Strategic Constraints of the "Third Neighbor" Policy
Mongolia’s core foreign policy directive seeks to balance its two geographical neighbors by building deep diplomatic and economic ties with "Third Neighbors"—including the United States, Japan, the European Union, and South Korea. However, an objective analysis reveals severe structural limits on this strategy.
- The Transit Monopoly: Any non-bulk or high-tech item traded with a Third Neighbor must still pass through either Chinese or Russian airspace and land corridors. Consequently, physical access remains subject to the regulatory approval of Beijing or Moscow.

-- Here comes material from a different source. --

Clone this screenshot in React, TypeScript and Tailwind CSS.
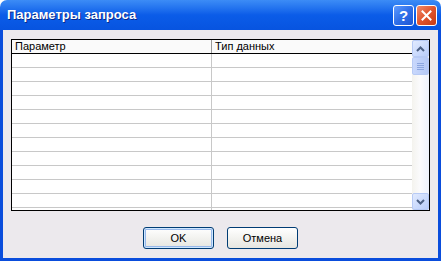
import React from 'react';

const rows = Array.from({ length: 11 });

function HelpButton() {
  return (
    <div className="w-[21px] h-[21px] rounded-[3px] border border-white bg-gradient-to-br from-[#5f9bff] via-[#2f6fe8] to-[#1d55d4] flex items-center justify-center text-white font-bold text-[15px] leading-none">
      ?
    </div>
  );
}

function CloseButton() {
  return (
    <div className="w-[21px] h-[21px] rounded-[3px] border border-white bg-gradient-to-br from-[#f08a6a] via-[#e0542d] to-[#c63a12] flex items-center justify-center">
      <svg width="11" height="11" viewBox="0 0 11 11">
        <path d="M1.5 1.5 L9.5 9.5 M9.5 1.5 L1.5 9.5" stroke="white" strokeWidth="2" strokeLinecap="square" />
      </svg>
    </div>
  );
}

function ScrollArrow({ dir }: { dir: 'up' | 'down' }) {
  return (
    <div className="w-[17px] h-[17px] rounded-[2px] border border-[#b7caf5] bg-gradient-to-br from-[#e1eafe] to-[#b9cdfa] flex items-center justify-center">
      <svg width="9" height="6" viewBox="0 0 9 6">
        <path
          d={dir === 'up' ? 'M1 5 L4.5 1.5 L8 5' : 'M1 1 L4.5 4.5 L8 1'}
          fill="none"
          stroke="#4d6185"
          strokeWidth="2"
        />
      </svg>
    </div>
  );
}

function Thumb() {
  return (
    <div className="w-[17px] h-[18px] rounded-[2px] border border-[#b7caf5] bg-gradient-to-r from-[#c9d8fc] to-[#b4c8f6] flex flex-col items-center justify-center gap-[1px]">
      {[0, 1, 2, 3].map(i => (
        <div key={i} className="w-[7px] h-[1px] bg-[#8ca6e0]" />
      ))}
    </div>
  );
}

export default function App() {
  return (
    <div className="w-[441px] h-[261px] flex flex-col bg-white font-['Liberation_Sans',Arial,sans-serif] text-[11px] text-black">
      <div className="h-[30px] shrink-0 rounded-t-[7px] bg-gradient-to-b from-[#3c8cf6] via-[#0b5ce8] to-[#0754e0] flex items-center pl-[7px] pr-[4px]">
        <span className="text-white font-bold text-[13px] [text-shadow:1px_1px_0_#0a2a8a]">Параметры запроса</span>
        <div className="ml-auto flex gap-[2px]">
          <HelpButton />
          <CloseButton />
        </div>
      </div>

      <div className="flex-1 flex flex-col bg-[#ece9ed] border-x-[3px] border-b-[3px] border-[#0a4ddc] px-[8px] pt-[9px]">
        <div className="h-[172px] border border-black flex bg-white">
          <div className="flex-1 flex flex-col overflow-hidden">
            <div className="h-[14px] shrink-0 flex border-b border-black bg-[#fafafa]">
              <div className="w-[200px] border-r border-[#9a9a9a] pl-[3px] leading-[13px]">Параметр</div>
              <div className="flex-1 pl-[3px] leading-[13px]">Тип данных</div>
            </div>
            {rows.map((_, i) => (
              <div key={i} className="h-[14px] shrink-0 flex border-b border-[#c8c8c8]">
                <div className="w-[200px] border-r border-[#c8c8c8]" />
                <div className="flex-1" />
              </div>
            ))}
            <div className="flex-1 flex">
              <div className="w-[200px] border-r border-[#c8c8c8]" />
            </div>
          </div>
          <div className="w-[17px] flex flex-col bg-gradient-to-r from-[#f4f3ee] via-[#fbfbfd] to-[#eef2fc]">
            <ScrollArrow dir="up" />
            <Thumb />
            <div className="flex-1" />
            <ScrollArrow dir="down" />
          </div>
        </div>

        <div className="flex justify-center gap-[13px] mt-[16px]">
          <button className="w-[71px] h-[22px] rounded-[3px] border border-[#003c74] bg-gradient-to-b from-white to-[#e6e6e0] shadow-[inset_0_0_0_1px_#cee7ff,inset_0_0_0_2px_#98b8ea] text-[11px]">
            OK
          </button>
          <button className="w-[71px] h-[22px] rounded-[3px] border border-[#003c74] bg-gradient-to-b from-white to-[#e6e6e0] text-[11px]">
            Отмена
          </button>
        </div>
      </div>
    </div>
  );
}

- The Valuation Disconnect: Western capital is primarily drawn to high-margin, low-volume assets, or requires stringent environmental, social, and governance (ESG) compliance metrics that Mongolian infrastructure projects often struggle to meet quickly. Conversely, Chinese state-directed capital evaluates projects based on long-term resource security rather than immediate quarterly returns, allowing it to move faster and absorb higher geopolitical risks.
Definitive Forecast
The integration of Mongolia into China's economic framework will accelerate over the next twenty-four months, driven by the alignment of cross-border transport projects. As bilateral trade approaches the targeted $20 billion threshold, the relationship will shift from a standard import-export dynamic to a highly integrated, specialized regional supply chain.
Mongolia will achieve stable fiscal inflows and modernized domestic logistics infrastructure. The trade-off is an institutionalized reliance on Chinese industrial demand, rendering Ulaanbaatar’s macroeconomic stability entirely dependent on the structural health of the Chinese economy.
The upcoming launch of direct standard-gauge mineral rail lines will mark the point of no return for this economic alignment. Once operational, the reduced transport costs will make it economically irrational for Mongolia to divert its resource wealth elsewhere, cementing its role as a core upstream node in China’s industrial ecosystem.